February 17, 2012 by · Comments Off on NBA Slam Dunk Contest 

NBA Slam Dunk Contest, The moment that a Kia Optima, the official car of the NBA, was driven onto the court for the finale of last year’s Slam Dunk Contest, one of the league’s most prized All-Star weekend events lost its last shred of credibility. This year, with the least interesting foursome of competitors in its 28-year history, it also has lost its appeal.

The four players who will vie for the dunk title Feb. 25 at Amway Center in Orlando, Fla., are the Houston Rockets’ Chase Budinger, the Indiana Pacers’ Paul George, the New York Knicks’ Iman Shumpert and the Minnesota Timberwolves’ Derrick Williams.

According to the NBA dunk leaders tracked by CBSSports.com, they are tied for 41st (George), tied for 45th (Williams), tied for 97th (Shumpert) and tied for 149th (Budinger) in dunks this season.
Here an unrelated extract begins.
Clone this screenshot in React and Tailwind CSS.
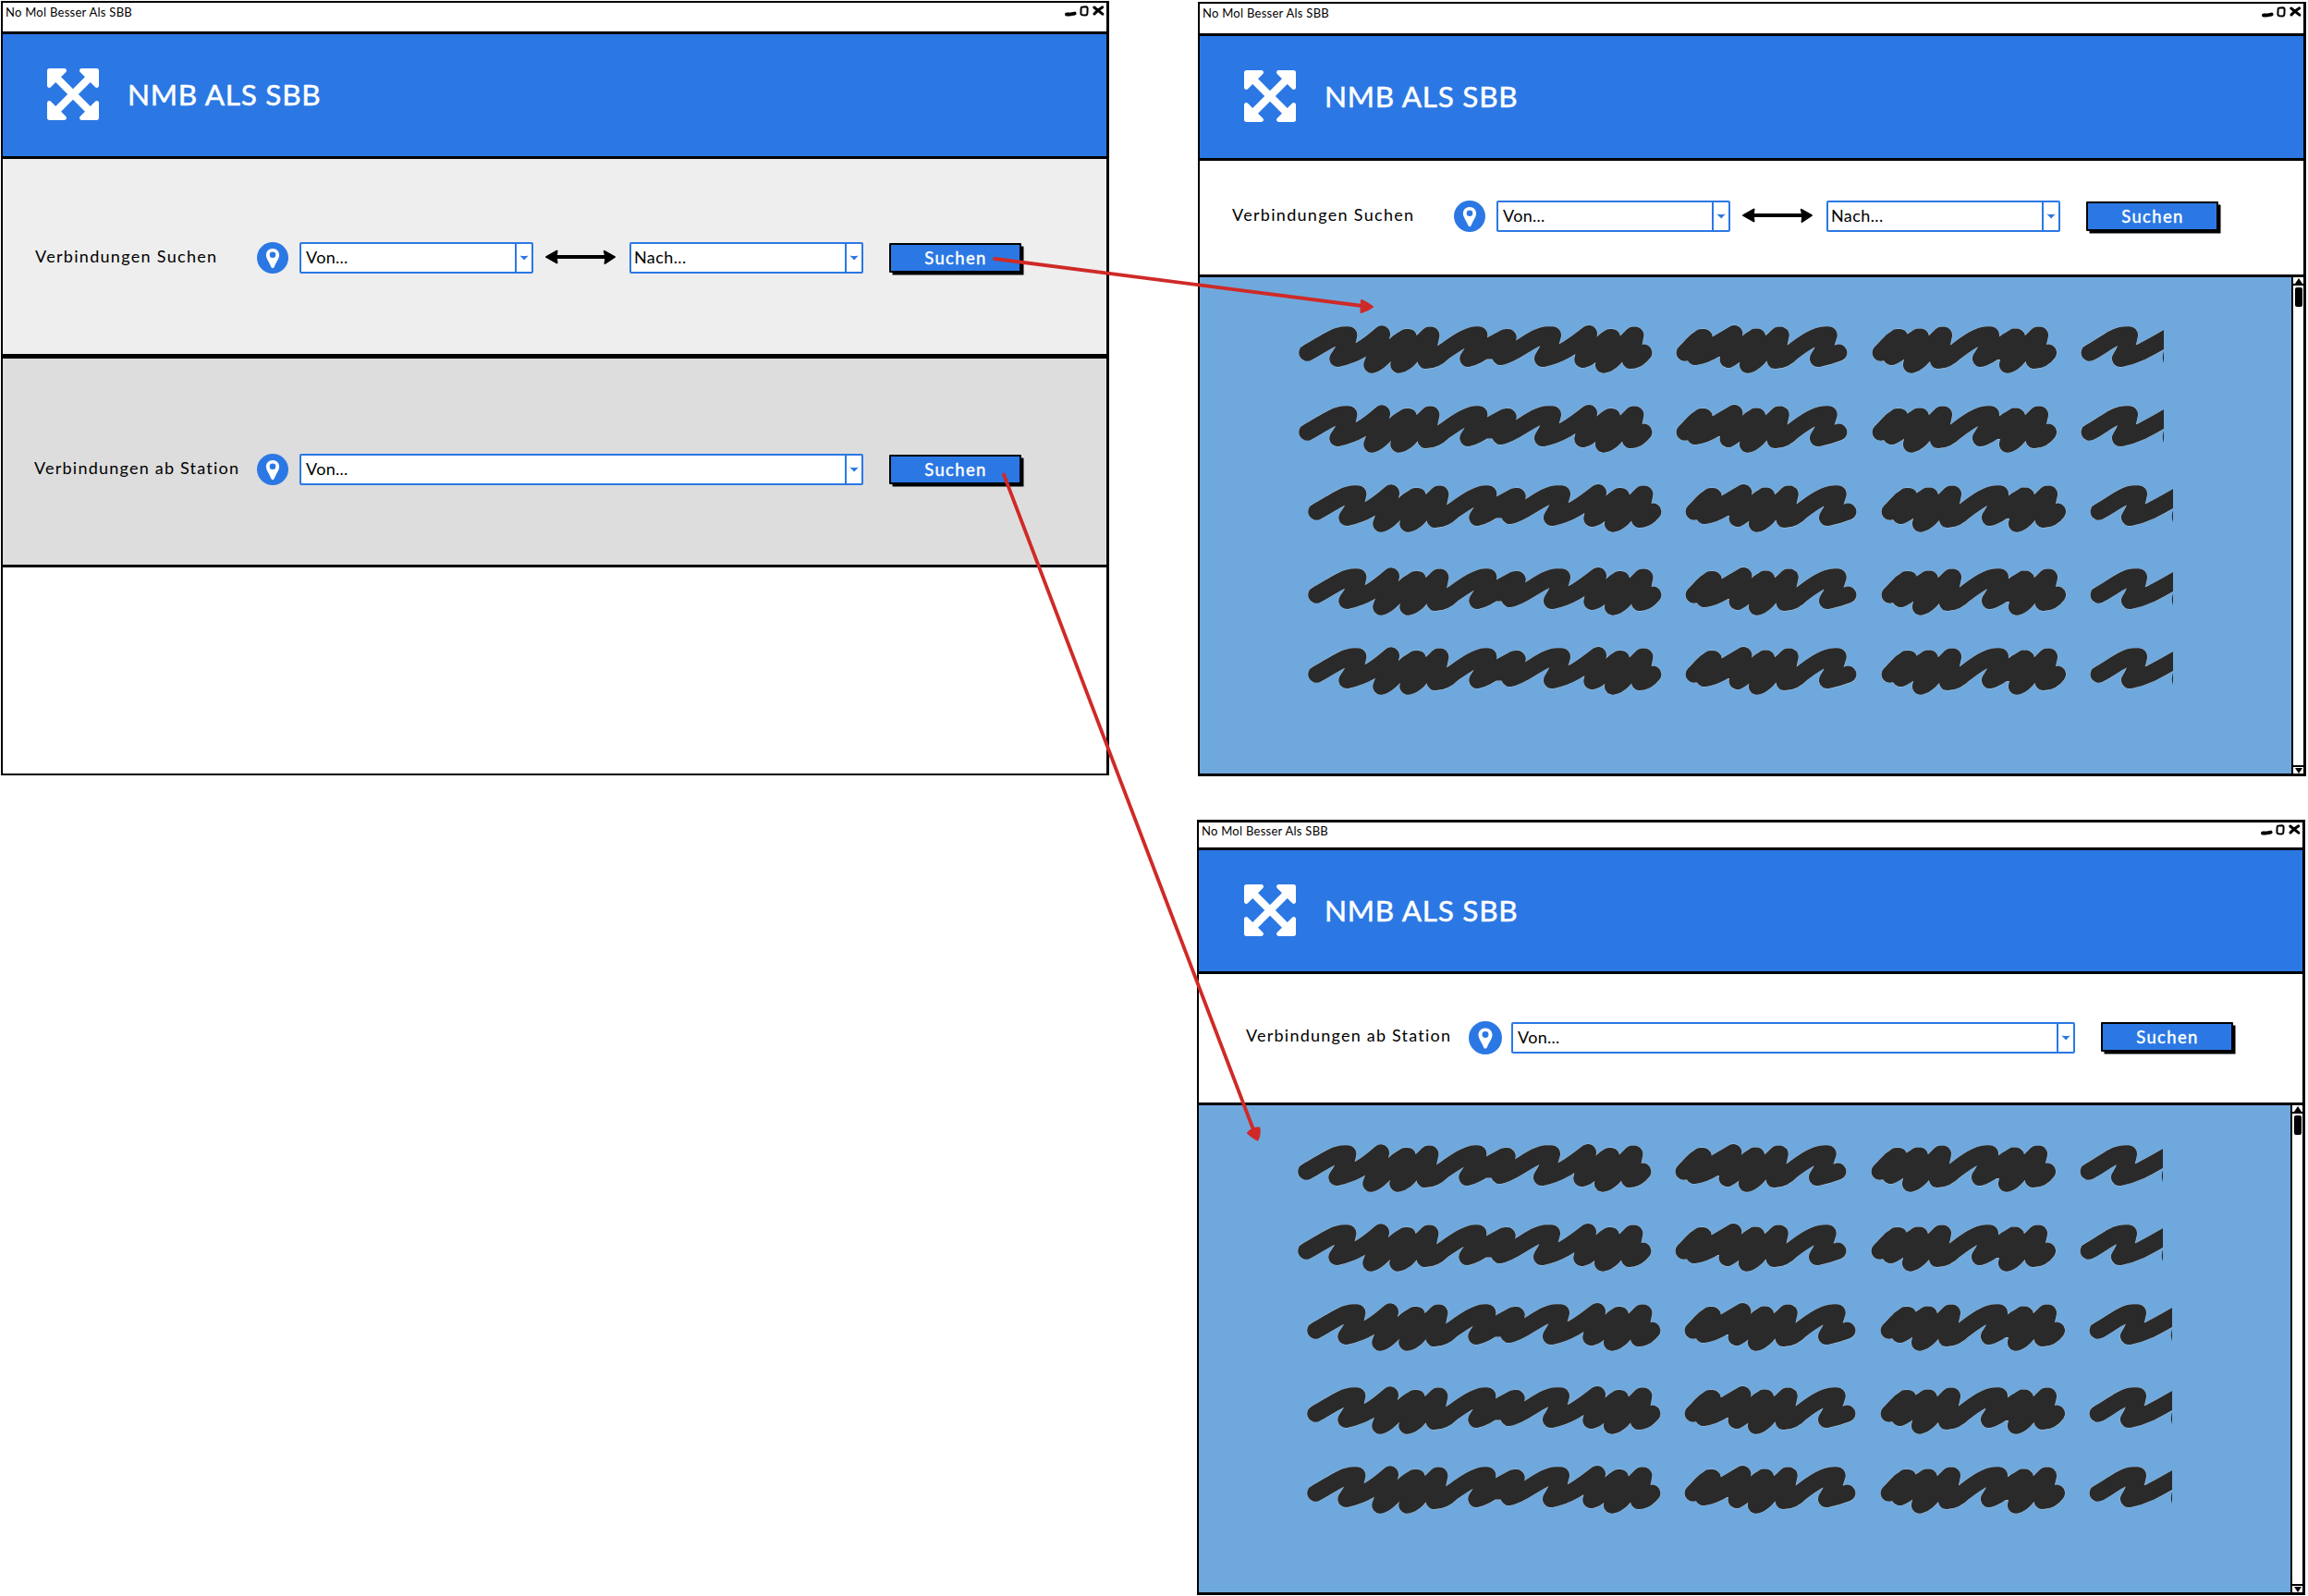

Meanwhile, JaVale McGee, who is second in the league with 72 dunks — George has 20 — won’t participate. Neither will Trevor Booker (26 dunks), Jan Vesely (19), John Wall (16) or Nick Young (nine), who as a group would be far more entertaining. In fact, what if there were a team competition for the top pick in the NBA Draft? There’s no way the Wizards would lose.

Speaking of McGee — who would have accepted if he had been asked to participate this year — his wingspan (dunks on side-by-side hoops) and creativity (three balls at once) should have carried last year’s competition. Instead, the NBA showed what mattered wasn’t that Blake Griffin jumped over a car — rather, over the lower part of the hood — for his winning slam but that his dunk could be turned into a commercial.

Certainly, the blame for a lack of stars in the dunk contest year after year falls partly on the players themselves, who increasingly have seen it as too risky for their fragile egos, too much of a distraction or as a chance to get hurt.

But there’s even less incentive when the NBA rigs the game, and now it will pay the price. Reports of the names in the contest also have included desperate talk of Jeremy Lin’s involvement as an assistant to Shumpert. Even if there’s already another commercial in the works, the only way Lin could rescue the dunk contest is to be one of the contestants.